In many LSAs, a primary goal is to provide accurate group-level estimates that allow for comparisons over time to measure trends (Kirsch et al., 2013). An important question then is how newly available process data can be utilized to improve group-level reporting without threatening the comparability of scores over time. Yet, to our knowledge, most research using LSA process data has focused on relatively small subsets of items and sub-samples of students who provided data to those subsets of items (von Davier et al., 2019). In-depth investigation with limited data can be informative to contextualize test-taking behaviors, but cannot guide methodological advances in generating reporting group-level scores in LSAs due to the limited use of data and limited implications for reporting of scores. LSAs, such as NAEP and PISA, involve item response theory-latent regression models (IRT-LRMs) to generate plausible values (PVs) for every student, which are used for both the official results and for secondary analysis.\(^1\) PVs are multiply imputed values (Rubin, 1996) for latent proficiencies that enable secondary users to examine the relationships between proficiencies and contextual variables with simple statistical models commonly available in statistical packages, such as regression models and t-tests. Analysis with multiply imputed values must be congenial with the imputation model to avoid a source of estimation bias (Meng, 1994).
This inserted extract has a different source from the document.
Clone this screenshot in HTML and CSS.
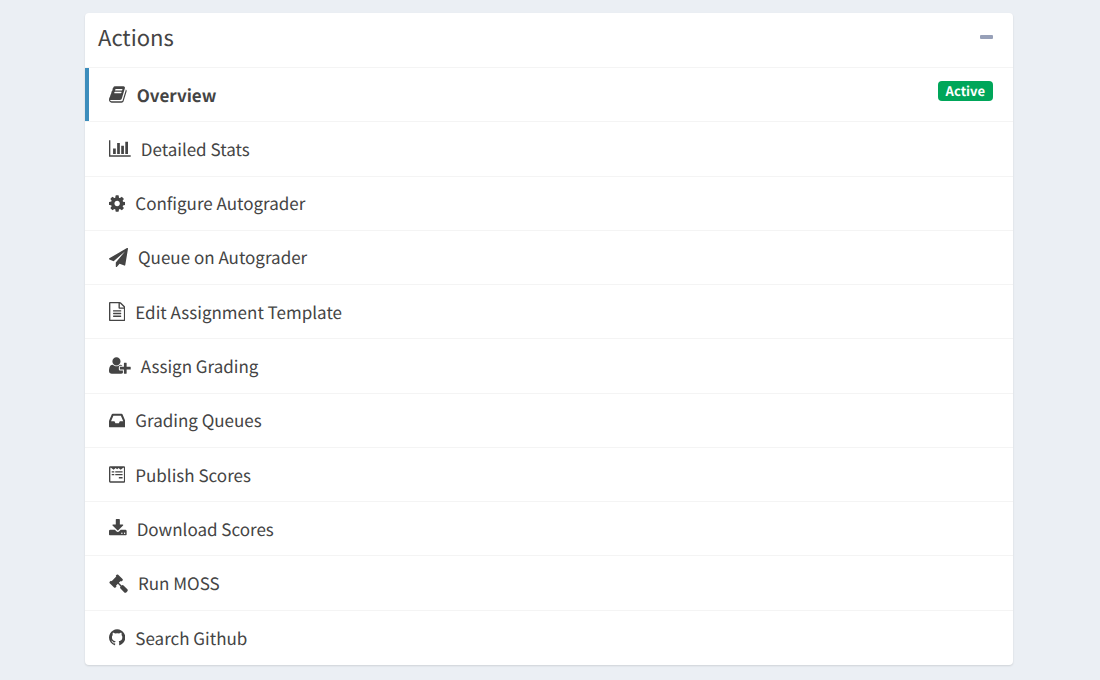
FILE: index.html
```html
<!DOCTYPE html>
<html lang="en">
<head>
<meta charset="utf-8">
<meta name="viewport" content="width=device-width, initial-scale=1">
<title>Actions</title>
<link rel="stylesheet" href="styles.css">
</head>
<body>
<main class="box">
  <header class="box-header">
    <h1 class="box-title">Actions</h1>
    <button class="collapse" type="button" aria-label="Collapse"><span class="collapse-bar"></span></button>
  </header>
  <ul class="menu">
    <li class="menu-item"><a class="menu-link active" href="#">
      <svg class="icon" viewBox="64 0 1664 1792" aria-hidden="true"><path d="M1703 478q40 57 18 129l-275 906q-19 64-76.500 107.500t-122.500 43.500h-923q-77 0-148.500-53.500t-99.500-131.500q-24-67-2-127 0-4 3-27t4-37q1-8-3-21.500t-3-19.500q2-11 8-21t16.500-23.500 16.500-23.500q23-38 45-91.500t30-91.500q3-10 .5-30t-.5-28q3-11 17-28t17-23q21-36 42-92t25-90q1-9-2.500-32t.5-28q4-13 22-30.500t22-22.500q19-26 42.500-84.500t27.500-96.500q1-8-3-25.500t-2-26.500q2-8 9-18t18-23 17-21q8-12 16.500-30.500t15-35 16-36 19.500-32 26.500-23.500 36-11.500 47.500 5.500l-1 3q38-9 51-9h761q74 0 114 56t18 130l-274 906q-36 119-71.500 153.500t-128.500 34.500h-869q-27 0-38 15-11 16-1 43 24 70 144 70h923q29 0 56-15.500t35-41.500l300-987q7-22 5-57 38 15 59 43zm-1064 2q-4 13 2 22.500t20 9.500h608q13 0 25.500-9.500t16.500-22.500l21-64q4-13-2-22.500t-20-9.500h-608q-13 0-25.500 9.500t-16.500 22.500zm-83 256q-4 13 2 22.500t20 9.500h608q13 0 25.500-9.500t16.500-22.500l21-64q4-13-2-22.500t-20-9.500h-608q-13 0-25.500 9.500t-16.500 22.500z"/></svg>
      <span class="label">Overview</span>
      <span class="badge">Active</span></a></li>
    <li class="menu-item"><a class="menu-link" href="#">
      <svg class="icon" viewBox="0 0 2048 1792" aria-hidden="true"><path d="M640 896v512h-256v-512h256zm384-512v1024h-256v-1024h256zm1024 1152v128h-2048v-1536h128v1408h1920zm-640-896v768h-256v-768h256zm384-384v1152h-256v-1152h256z"/></svg>
      <span class="label">Detailed Stats</span></a></li>
    <li class="menu-item"><a class="menu-link" href="#">
      <svg class="icon" viewBox="128 0 1536 1792" aria-hidden="true"><path d="M1152 896q0-106-75-181t-181-75-181 75-75 181 75 181 181 75 181-75 75-181zm512-109v222q0 12-8 23t-20 13l-185 28q-19 54-39 91 35 50 107 138 10 12 10 25t-9 23q-27 37-99 108t-94 71q-12 0-26-9l-138-108q-44 23-91 38-16 136-29 186-7 28-36 28h-222q-14 0-24.500-8.500t-11.500-21.500l-28-184q-49-16-90-37l-141 107q-10 9-25 9-14 0-25-11-126-114-165-168-7-10-7-23 0-12 8-23 15-21 51-66.500t54-70.500q-27-50-41-99l-183-27q-13-2-21-12.500t-8-23.500v-222q0-12 8-23t19-13l186-28q14-46 39-92-40-57-107-138-10-12-10-24 0-10 9-23 26-36 98.500-107.500t94.500-71.500q13 0 26 10l138 107q44-23 91-38 16-136 29-186 7-28 36-28h222q14 0 24.500 8.500t11.500 21.500l28 184q49 16 90 37l142-107q9-9 24-9 13 0 25 10 129 119 165 170 7 8 7 22 0 12-8 23-15 21-51 66.500t-54 70.500q26 50 41 98l183 28q13 2 21 12.500t8 23.500z"/></svg>
      <span class="label">Configure Autograder</span></a></li>
    <li class="menu-item"><a class="menu-link" href="#">
      <svg class="icon" viewBox="0 0 1792 1792" aria-hidden="true"><path d="M1764 11q33 24 27 64l-256 1536q-5 29-32 45-14 8-31 8-11 0-24-5l-453-185-242 295q-18 23-49 23-13 0-22-4-19-7-30.500-23.500t-11.500-36.500v-349l864-1059-1069 925-395-162q-37-14-40-55-2-40 32-59l1664-960q15-9 32-9 20 0 36 11z"/></svg>
      <span class="label">Queue on Autograder</span></a></li>
    <li class="menu-item"><a class="menu-link" href="#">
      <svg class="icon" viewBox="128 0 1536 1792" aria-hidden="true"><path d="M1596 380q28 28 48 76t20 88v1152q0 40-28 68t-68 28h-1344q-40 0-68-28t-28-68v-1600q0-40 28-68t68-28h896q40 0 88 20t76 48zm-444-244v376h376q-10-29-22-41l-313-313q-12-12-41-22zm384 1528v-1024h-416q-40 0-68-28t-28-68v-416h-768v1536h1280zm-1024-864q0-14 9-23t23-9h704q14 0 23 9t9 23v64q0 14-9 23t-23 9h-704q-14 0-23-9t-9-23v-64zm736 224q14 0 23 9t9 23v64q0 14-9 23t-23 9h-704q-14 0-23-9t-9-23v-64q0-14 9-23t23-9h704zm0 256q14 0 23 9t9 23v64q0 14-9 23t-23 9h-704q-14 0-23-9t-9-23v-64q0-14 9-23t23-9h704z"/></svg>
      <span class="label">Edit Assignment Template</span></a></li>
    <li class="menu-item"><a class="menu-link" href="#">
      <svg class="icon" viewBox="0 0 2048 1792" aria-hidden="true"><path d="M704 896q-159 0-271.500-112.500t-112.500-271.500 112.500-271.500 271.500-112.500 271.500 112.500 112.500 271.500-112.500 271.500-271.500 112.500zm960 128h352q13 0 22.500 9.500t9.500 22.500v192q0 13-9.500 22.500t-22.500 9.500h-352v352q0 13-9.500 22.500t-22.500 9.500h-192q-13 0-22.500-9.500t-9.500-22.500v-352h-352q-13 0-22.500-9.500t-9.500-22.500v-192q0-13 9.500-22.500t22.500-9.500h352v-352q0-13 9.500-22.500t22.500-9.500h192q13 0 22.500 9.500t9.500 22.500v352zm-736 224q0 52 38 90t90 38h256v238q-68 50-171 50h-874q-121 0-194-69t-73-190q0-53 3.500-103.500t14-109 26.500-108.500 43-97.500 62-81 85.500-53.500 111.500-20q19 0 39 17 79 61 154.500 91.500t164.500 30.500 164.500-30.500 154.500-91.500q20-17 39-17 132 0 217 96h-223q-52 0-90 38t-38 90v192z"/></svg>
      <span class="label">Assign Grading</span></a></li>
    <li class="menu-item"><a class="menu-link" href="#">
      <svg class="icon" viewBox="128 0 1536 1792" aria-hidden="true"><path d="M1151 960h316q-1-3-2.500-8t-2.500-8l-212-496h-708l-212 496q-1 2-2.500 8t-2.500 8h316l95 192h320zm513 30v482q0 26-19 45t-45 19h-1408q-26 0-45-19t-19-45v-482q0-62 25-123l238-552q10-25 36.500-42t52.500-17h832q26 0 52.500 17t36.500 42l238 552q25 61 25 123z"/></svg>
      <span class="label">Grading Queues</span></a></li>
    <li class="menu-item"><a class="menu-link" href="#">
      <svg class="icon" viewBox="128 0 1536 1792" aria-hidden="true"><path fill-rule="evenodd" d="M248 128h1296q120 0 120 120v1296q0 120-120 120h-1296q-120 0-120-120v-1296q0-120 120-120zm8 128v1280h1280v-1280h-60l-250 190-190-170-140 120-140-120-190 170-250-190z"/><path d="M384 592h240v110h-240zm336 0h688v110h-688zm-336 260h240v110h-240zm336 0h688v110h-688zm336 270h352v140h-352z"/></svg>
      <span class="label">Publish Scores</span></a></li>
    <li class="menu-item"><a class="menu-link" href="#">
      <svg class="icon" viewBox="64 0 1664 1792" aria-hidden="true"><path d="M1344 1344q0-26-19-45t-45-19-45 19-19 45 19 45 45 19 45-19 19-45zm256 0q0-26-19-45t-45-19-45 19-19 45 19 45 45 19 45-19 19-45zm128-224v320q0 40-28 68t-68 28h-1472q-40 0-68-28t-28-68v-320q0-40 28-68t68-28h465l135 136q58 56 136 56t136-56l136-136h464q40 0 68 28t28 68zm-325-569q17 41-14 70l-448 448q-18 19-45 19t-45-19l-448-448q-31-29-14-70 17-39 59-39h256v-448q0-26 19-45t45-19h256q26 0 45 19t19 45v448h256q42 0 59 39z"/></svg>
      <span class="label">Download Scores</span></a></li>
    <li class="menu-item"><a class="menu-link" href="#">
      <svg class="icon" viewBox="0 0 1792 1792" aria-hidden="true"><path d="M1771 1536q0 53-37 90l-107 108q-39 37-91 37-53 0-90-37l-363-364q-38-36-38-90 0-53 43-96l-256-256-126 126q-14 14-34 14t-34-14q2 2 12.500 12t12.500 13 10 11.500 10 13.500 6 13.500 5.500 16.500 1.500 18q0 38-28 68-3 3-16.500 18t-19 20.500-18.500 16.500-22 15.500-22 9-26 4.500q-40 0-68-28l-408-408q-28-28-28-68 0-13 4.500-26t9-22 15.500-22 16.500-18.500 20.500-19 18-16.500q30-28 68-28 10 0 18 1.500t16.500 5.500 13.500 6 13.500 10 11.500 10 13 12.500 12 12.500q-14-14-14-34t14-34l348-348q14-14 34-14t34 14q-2-2-12.500-12t-12.500-13-10-11.500-10-13.500-6-13.500-5.500-16.500-1.500-18q0-38 28-68 3-3 16.500-18t19-20.500 18.500-16.500 22-15.500 22-9 26-4.500q40 0 68 28l408 408q28 28 28 68 0 13-4.500 26t-9 22-15.500 22-16.500 18.500-20.500 19-18 16.500q-30 28-68 28-10 0-18-1.500t-16.500-5.500-13.500-6-13.500-10-11.500-10-13-12.500-12-12.500q14 14 14 34t-14 34l-126 126 256 256q43-43 96-43 52 0 91 37l363 363q37 39 37 91z"/></svg>
      <span class="label">Run MOSS</span></a></li>
    <li class="menu-item"><a class="menu-link" href="#">
      <svg class="icon" viewBox="128 0 1536 1792" aria-hidden="true"><path d="M896 128q209 0 385.500 103t279.500 279.500 103 385.500q0 251-146.500 451.500t-378.500 277.500q-27 5-40-7t-13-30q0-3 .5-76.500t.5-134.500q0-97-52-142 57-6 102.500-18t94-39 81-66.500 53-105 20.500-150.500q0-119-79-206 37-91-8-204-28-9-81 11t-92 44l-38 24q-93-26-192-26t-192 26q-16-11-42.500-27t-83.500-38.500-85-13.500q-45 113-8 204-79 87-79 206 0 85 20.500 150t52.500 105 80.500 67 94 39 102.500 18q-39 36-49 103-21 10-45 15t-57 5-65.500-21.500-55.500-62.500q-19-32-48.500-52t-49.500-24l-20-3q-21 0-29 4.500t-5 11.500 9 14 13 12l7 5q22 10 43.500 38t31.500 51l10 23q13 38 44 61.500t67 30 69.500 7 55.500-3.500l23-4q0 38 .5 88.500t.5 54.500q0 18-13 30t-40 7q-232-77-378.500-277.500t-146.500-451.500q0-209 103-385.500t279.500-279.500 385.500-103z"/></svg>
      <span class="label">Search Github</span></a></li>
  </ul>
</main>
</body>
</html>
```
FILE: styles.css
```css
* {
  box-sizing: border-box;
}

body {
  display: flex;
  min-height: 100vh;
  margin: 0;
  padding: 13px 87px 15px 85px;
  background: #ebeff4;
  color: #444;
  font-family: "Noto Sans CJK SC", "Noto Sans", sans-serif;
  font-size: 17px;
  line-height: 24px;
  text-rendering: geometricPrecision;
}

.box {
  display: flex;
  flex: 1;
  flex-direction: column;
  overflow: hidden;
  border-radius: 4px;
  background: #fff;
  box-shadow: 0 1px 2px rgba(0, 0, 0, 0.12);
}

.box-header {
  display: flex;
  align-items: flex-start;
  justify-content: space-between;
  padding: 8px 20px 14px 13px;
  border-bottom: 1px solid #f4f4f4;
}

.box-title {
  margin: 0;
  font-size: 22px;
  font-weight: 400;
  line-height: 32px;
}

.collapse {
  display: flex;
  padding: 14px 0;
  border: 0;
  background: none;
  cursor: pointer;
}

.collapse-bar {
  width: 13px;
  height: 4px;
  border-radius: 1px;
  background: #97a0b8;
}

.menu {
  display: grid;
  flex: 1;
  grid-auto-rows: 1fr;
  margin: 0;
  padding: 0;
  list-style: none;
}

.menu-item {
  display: flex;
  border-bottom: 1px solid #f4f4f4;
}

.menu-item:last-child {
  border-bottom: 0;
}

.menu-link {
  display: flex;
  flex: 1;
  align-items: center;
  gap: 10px;
  padding: 13px 20px;
  border-left: 4px solid transparent;
  color: inherit;
  text-decoration: none;
}

.active {
  border-left-color: #3c8dbc;
  font-weight: 700;
}

.icon {
  height: 19px;
  fill: currentColor;
}

.badge {
  align-self: flex-start;
  margin-left: auto;
  padding: 0 8px;
  border-radius: 4px;
  background: #00a65a;
  color: #fff;
  font-size: 13px;
  line-height: 20px;
}
```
In the context of LSAs, this means that if the relationship between ability and a given contextual variable is of interest to secondary users, that contextual variable must be included as a covariate in the IRT-LRM. This is the main reason why hundreds of covariates are often included in the IRT-LRM to accommodate as many potential secondary-user analyses as possible (von Davier et. al. 2006). Analogously, process data must be incorporated in the PV generation to ensure correct inferences about the relationships between proficiencies and process data.^{Footnote 1}

As a consequence, PISA 2018 cycle started to incorporate the process data (more precisely, RT) in the PV generation process (OECD, 2020; Shin et al., in press). In this approach, student-level RT were pre-processed to be included in the IRT-LRM as a predictor in addition to the other covariates. However, the degree to which incorporating process data in the PV-generating procedures violates the assumptions underlying the IRT-LRM is largely unknown, and gathering further insights on how to best incorporate process data in the IRT-LRM is important. IRT-LRMs in LSAs follow the standard assumption of independence between the cognitive item responses and regression covariates, conditional on latent ability (Mislevy, 1985; von Davier et al., 2006). This conditional independence assumption is typically reasonable for contextual variables that are measured independently from performance on the test (response accuracy; RA), such as demographics and background questionnaire responses (or evaluated with measurement non-invariance methods during routine operational procedures; Meredith 1993). However, RT and other process data are not measured independently of performance on the test, and some degree of conditional dependence can therefore be expected (Bolsinova et al., 2017).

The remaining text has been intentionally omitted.